_SHORT PROBLEM_: Identify, in the records below, every line where the string "React" appears, and copy each such line.

_DATA PROVIDED_:
%%
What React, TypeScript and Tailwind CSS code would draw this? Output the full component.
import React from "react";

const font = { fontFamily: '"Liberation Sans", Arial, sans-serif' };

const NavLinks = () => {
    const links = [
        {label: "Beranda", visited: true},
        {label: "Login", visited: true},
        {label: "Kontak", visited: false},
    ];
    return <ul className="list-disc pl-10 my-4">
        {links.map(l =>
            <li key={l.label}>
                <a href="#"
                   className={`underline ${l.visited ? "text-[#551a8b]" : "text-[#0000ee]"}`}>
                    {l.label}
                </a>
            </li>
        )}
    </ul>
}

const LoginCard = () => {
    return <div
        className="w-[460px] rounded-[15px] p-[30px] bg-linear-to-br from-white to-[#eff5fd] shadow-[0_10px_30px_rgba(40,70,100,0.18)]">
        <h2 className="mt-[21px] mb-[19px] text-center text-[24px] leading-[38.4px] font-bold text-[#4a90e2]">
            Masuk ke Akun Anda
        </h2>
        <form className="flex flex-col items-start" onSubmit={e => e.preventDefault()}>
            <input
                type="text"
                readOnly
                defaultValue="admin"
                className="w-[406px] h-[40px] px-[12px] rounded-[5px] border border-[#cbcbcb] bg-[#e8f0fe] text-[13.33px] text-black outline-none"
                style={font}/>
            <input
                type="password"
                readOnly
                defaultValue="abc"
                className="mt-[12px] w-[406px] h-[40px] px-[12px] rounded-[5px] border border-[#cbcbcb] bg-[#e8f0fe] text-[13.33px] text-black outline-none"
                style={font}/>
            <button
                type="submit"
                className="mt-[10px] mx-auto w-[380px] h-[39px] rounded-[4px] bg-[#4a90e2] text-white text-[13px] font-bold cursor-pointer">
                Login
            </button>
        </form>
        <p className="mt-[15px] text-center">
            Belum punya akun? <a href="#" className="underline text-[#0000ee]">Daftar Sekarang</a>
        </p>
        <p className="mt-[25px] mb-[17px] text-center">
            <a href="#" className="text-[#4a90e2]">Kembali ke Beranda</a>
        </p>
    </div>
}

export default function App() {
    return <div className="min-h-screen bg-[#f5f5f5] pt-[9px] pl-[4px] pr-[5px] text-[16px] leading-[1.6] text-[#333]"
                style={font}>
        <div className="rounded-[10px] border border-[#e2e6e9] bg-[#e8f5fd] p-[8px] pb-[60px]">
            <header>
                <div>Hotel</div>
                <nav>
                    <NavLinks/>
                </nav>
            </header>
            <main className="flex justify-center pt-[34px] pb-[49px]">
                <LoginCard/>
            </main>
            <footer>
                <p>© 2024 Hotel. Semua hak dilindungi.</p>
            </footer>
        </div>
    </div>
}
%%
%%
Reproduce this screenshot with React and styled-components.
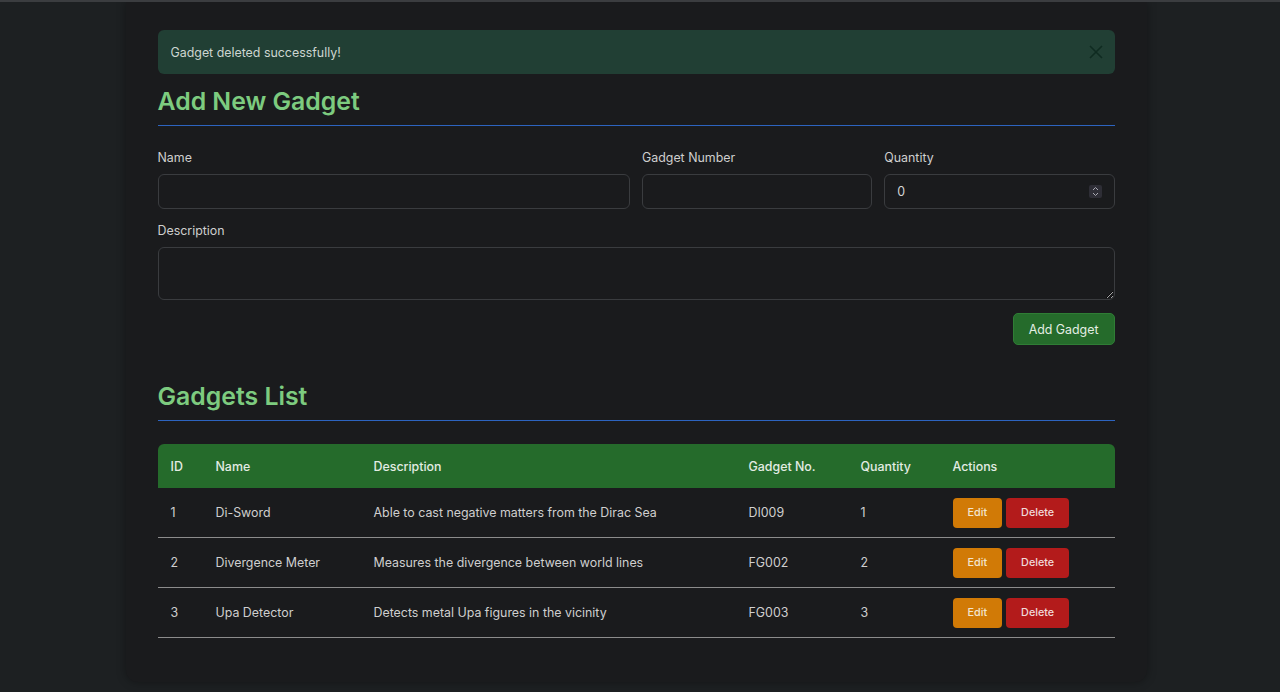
%%
_THE RESULT_:
What React, TypeScript and Tailwind CSS code would draw this? Output the full component.
import React from "react";
Reproduce this screenshot with React and styled-components.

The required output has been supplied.